I saw Peyton Manning. I saw a player who is the best in the business during the regular season, who might stumble into a title or two over the years, but will never form the centerpiece of a dynasty, no matter the supporting cast.

I saw a player who is maybe a little too comfortable in his own skin as a media icon, as dominant force on the court, who goes for way too many recklessly-launched three-balls with the game on the line when running a play and trying for a higher-percentage shot is the more logical solution. A player who is a little too in love with the “Did he really just do that?” play, who tries to drop jaws as much as he tries to win games. A player who tries something like shooting a free throw left-handed as soon as he knows the game is locked up, then turns his elbow bruise into front page news across the country.

LeBron is allegedly the hungriest superstar out there. He knows he needs titles to cement his star in the constellation of Jordan, Kobe, Magic, Kareem and Bird. He talks about it all the time. But then the playoffs arrive, elite competition beckons, and LeBron’s supposedly-developing killer instinct goes cold.

Last year, he tried to singlehandedly haul the Cavs over Orlando, averaging 40 points per game for the series and turning dribble-drivers Mo Williams and Delonte West into spot-up shooters in the process. LeBron was a one-man show who eventually stopped looking for help, and the Cavs lost the series in six games.

At least the Cavs legitimately had horrible matchup problems with Orlando, so the blame makes the rounds. But LeBron didn’t help his team win just because he tried to score all the points. If anything, he hurt the Cavs in that series by trying to do too much and not demanding more from his teammates.

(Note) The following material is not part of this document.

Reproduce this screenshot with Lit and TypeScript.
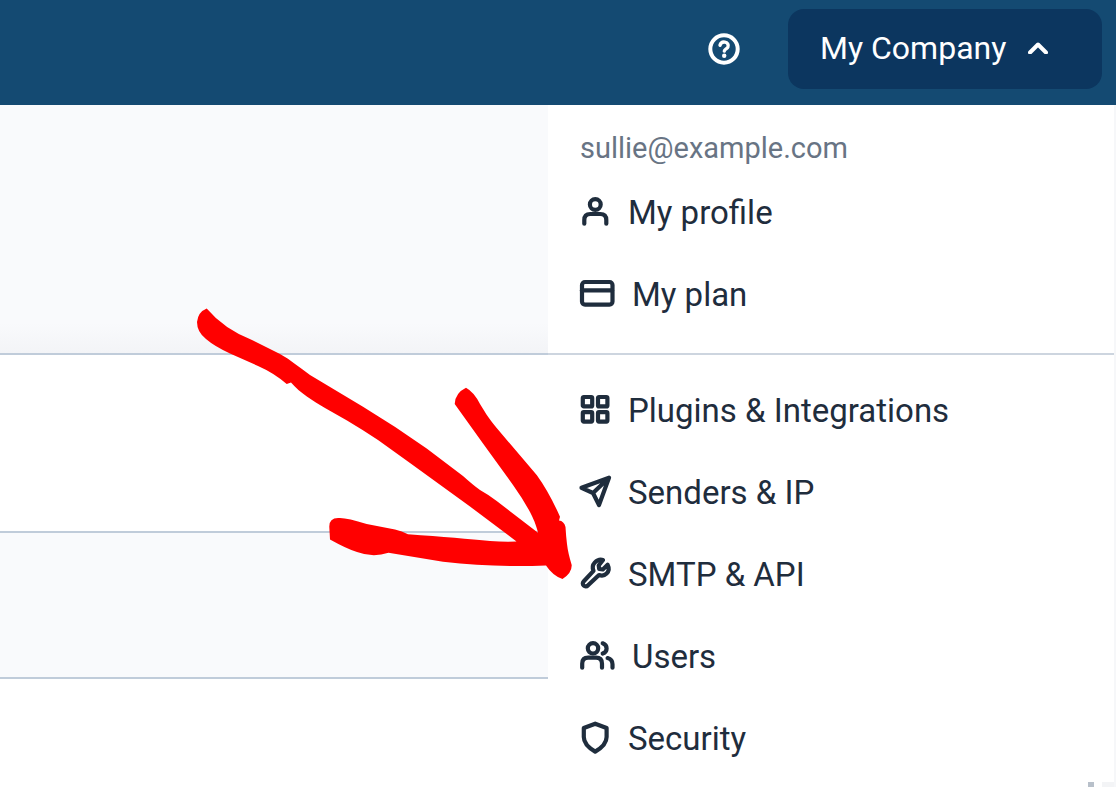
import { LitElement, html, css, svg } from "lit";
import { customElement, property } from "lit/decorators.js";

type IconName = "user" | "card" | "grid" | "send" | "wrench" | "users" | "shield";

const glyphs: Record<IconName, { width: number; shape: unknown }> = {
  user: {
    width: 30,
    shape: svg`<circle cx="15.300" cy="7.500" r="5.400"/><path d="M4.300 26.700v-3.700q0-6 6-6h10q6 0 6 6v3.700"/>`,
  },
  card: {
    width: 34,
    shape: svg`<rect x="2" y="3" width="30.500" height="22.600" rx="3"/><path d="M2 11.300h30"/>`,
  },
  grid: {
    width: 30,
    shape: svg`<rect x="2.800" y="2" width="9.400" height="9.400" rx="1"/><rect x="18" y="2" width="9.400" height="9.400" rx="1"/><rect x="2.800" y="17.200" width="9.400" height="9.400" rx="1"/><rect x="18" y="17.200" width="9.400" height="9.400" rx="1"/>`,
  },
  send: {
    width: 30,
    shape: svg`<path d="M29 .800 1.500 10.800l11.500 5.200 6 12zM29 .800 13 16"/>`,
  },
  wrench: {
    width: 30,
    shape: svg`<path d="m23 1-4.300 5.500.500 3.500 3.600.400 4.800-4.600c1.900 3.800 1.100 6.800-1 8.800-2.300 2.200-5 2.300-7.600 1.400L7.800 26.500a2.800 2.800 0 0 1-4.200-4l9.900-10.600c-1.200-2.900-.900-6 1.200-8.300 2.200-2.300 5-3.500 8.300-2.600z"/>`,
  },
  users: {
    width: 34,
    shape: svg`<circle cx="13" cy="7.300" r="5.200"/><path d="M2.200 26.700v-4q0-6 6-6h7.800q6 0 6 6v4M22.700 2.300q3.900 1.400 3.900 5.100t-3.900 5.100M27.600 17.100q4.900 1.400 4.900 6.200v3.400"/>`,
  },
  shield: {
    width: 30,
    shape: svg`<path d="M15.200 .700 26.600 5v9c0 6.500-5 10.900-11.400 14.600C8.800 24.900 3.800 20.500 3.800 14v-9z"/>`,
  },
};

@customElement("menu-link")
export class MenuLink extends LitElement {
  @property() icon: IconName = "user";
  @property() label = "";

  static styles = css`
    :host {
      display: block;
    }
    .link {
      display: flex;
      align-items: center;
      gap: 18px;
      height: 82px;
      color: #1f2d3d;
      font-size: 33px;
      line-height: 40px;
      text-decoration: none;
      white-space: nowrap;
    }
    .icon {
      flex: none;
      overflow: visible;
      fill: none;
      stroke: currentColor;
      stroke-width: 4.2;
      stroke-linecap: round;
      stroke-linejoin: round;
    }
  `;

  render() {
    const glyph = glyphs[this.icon];
    return html`<a class="link" href="#">
      <svg class="icon" width=${glyph.width} height="32" aria-hidden="true">${glyph.shape}</svg>
      <span>${this.label}</span>
    </a>`;
  }
}

@customElement("app-root")
export class AppRoot extends LitElement {
  static styles = css`
    :host {
      display: flex;
      flex-direction: column;
      position: relative;
      min-height: 100vh;
      overflow: hidden;
      background: #fff;
      font-family: Roboto, sans-serif;
    }
    .bar {
      display: flex;
      align-items: flex-start;
      justify-content: flex-end;
      gap: 48px;
      box-sizing: border-box;
      height: 105px;
      padding: 9px 14px;
      background: #144a72;
    }
    button {
      font: inherit;
      color: #fff;
      border: 0;
      padding: 0;
      background: none;
    }
    .help {
      height: 80px;
      display: flex;
      align-items: center;
    }
    .company {
      display: flex;
      align-items: center;
      justify-content: space-between;
      box-sizing: border-box;
      width: 314px;
      height: 80px;
      padding: 0 54px 2px 32px;
      border-radius: 16px;
      background: #0c365f;
      font-size: 32px;
      line-height: 40px;
    }
    .stroke {
      fill: none;
      stroke: currentColor;
      stroke-width: 4;
      stroke-linecap: round;
      stroke-linejoin: round;
    }
    .hook {
      stroke-width: 3.4;
    }
    .body {
      flex: 1;
      display: grid;
      grid-template-columns: minmax(0, 548fr) minmax(0, 568fr);
    }
    .page {
      display: grid;
      grid-template-rows: 250px 178px 146px 1fr;
    }
    .band {
      border-bottom: 2px solid #c0ccda;
    }
    .tinted {
      background: #f9fafc;
    }
    .shaded {
      background: linear-gradient(#f9fafc 88%, #f3f4f7);
    }
    .menu {
      display: flex;
      flex-direction: column;
      border-right: 2px solid #f6f7f9;
    }
    .group {
      padding: 0 32px;
    }
    .account {
      padding-top: 25px;
      padding-bottom: 17px;
      border-bottom: 2px solid #cdd5df;
    }
    .settings {
      flex: 1;
      padding-top: 15px;
    }
    .email {
      margin: 0;
      padding-bottom: 6px;
      color: #687484;
      font-size: 29px;
      line-height: 36px;
    }
    .edge {
      display: flex;
      justify-content: flex-end;
      gap: 8px;
      height: 5px;
    }
    .mark {
      width: 6px;
      background: #b8c0ca;
    }
    .track {
      width: 12px;
      background: #f3f4f6;
    }
    .arrow {
      position: absolute;
      top: 0;
      left: 0;
      fill: #f00;
      pointer-events: none;
    }
  `;

  render() {
    return html`
      <header class="bar">
        <button class="help" aria-label="Help">
          <svg width="32" height="32" aria-hidden="true">
            <circle class="stroke" cx="16" cy="16" r="13.700" />
            <path class="stroke hook" d="M12 12.300C12.700 9.700 14.700 8.800 16.800 9.100c2.700.400 4.100 2.700 3.100 5-.8 1.800-3.400 2.100-3.600 4" />
            <circle cx="16.200" cy="22.700" r="2.200" fill="currentColor" />
          </svg>
        </button>
        <button class="company" aria-expanded="true">
          <span>My Company</span>
          <svg width="20" height="12" aria-hidden="true"><path class="stroke" d="m2 10.500 8-8 8 8" /></svg>
        </button>
      </header>
      <main class="body">
        <div class="page">
          <div class="band shaded"></div>
          <div class="band"></div>
          <div class="band tinted"></div>
        </div>
        <nav class="menu" aria-label="Account">
          <div class="group account">
            <p class="email">sullie@example.com</p>
            <menu-link icon="user" label="My profile"></menu-link>
            <menu-link icon="card" label="My plan"></menu-link>
          </div>
          <div class="group settings">
            <menu-link icon="grid" label="Plugins &amp; Integrations"></menu-link>
            <menu-link icon="send" label="Senders &amp; IP"></menu-link>
            <menu-link icon="wrench" label="SMTP &amp; API"></menu-link>
            <menu-link icon="users" label="Users"></menu-link>
            <menu-link icon="shield" label="Security"></menu-link>
          </div>
          <div class="edge"><span class="mark"></span><span class="track"></span></div>
        </nav>
      </main>
      <svg class="arrow" width="600" height="600" aria-hidden="true">
        <path d="M206.700 308.500Q224 329 252 340L280 354C291 360 300 368 310 375L363 406.700Q395 426 426.700 448.500L463 476Q473 485 480 490Q489 495 496.700 501L538 532.700C536 524 533 518 530 512Q523 499 513 485L483 443.500L454.700 404Q455 393 466 387.700Q474 392 480 404C486 414 490 420 496.700 428L536.700 475Q549 492 560 516.700L559 520.500Q564 521 565.500 527Q566 536 567 544Q568 553 571.700 565Q572 573 562.500 579Q553 576 546 565.500C510 567 478 565.500 443 561.700L388.500 552.700Q373 558 357 552Q347 549 330 539.500L329.300 527Q329 517 340 518Q348 518 366.700 524L395 529.500Q402 531 408 534.200Q460 538 490 541Q504 542 516.500 541.500L470 506.500L410 463L378 440Q363 430 347 420.500L325 408C313 401 300 393 291 382.500L286.700 384Q274 373 258 366L230 353.500Q214 346 206 339Q197 332 197 322Q198 312 206.700 308.500Z" />
      </svg>
    `;
  }
}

This year, LeBron had a nice warm-up against an overmatched Bulls team in the first round, but has now led the Cavs to three miserable halves of basketball in the first two games against the Celtics.

Either his elbow is bothering him way more than he’s letting on, something else is wrong, or we’re once again seeing LeBron and his teammates dazed and confused when encountering a hard-to-solve playoff opponent.

The Cavs do not look like a championship team at the moment. They’re going to have to look like a championship team – and LeBron is going to have to look like a champion – if they want to knock off the experienced, composed, proven-title-winner Celtics and even have the privilege of worrying about how to handle a rematch with the Orlando Magic in the conference finals.

Right now, what I see is a team that is quickly gaining a reputation as a paper tiger. A team that is a close cousin of the Dallas Mavericks of the 2000s and the Sacramento Kings of early last decade. Impressive regular season accomplishments and not much to show for it in the way of postseason hardware.

If this season ends with another humiliating playoff defeat, if LeBron follows up his second straight MVP award with a third straight non-congratulatory storm-off after an early elimination, the “overrated” chants will grow deafening for both player and team. And, as much as I hate to say it, it will be deserved.

If that happens, LeBron will have a lot more weighing him down than where he wants to play next season.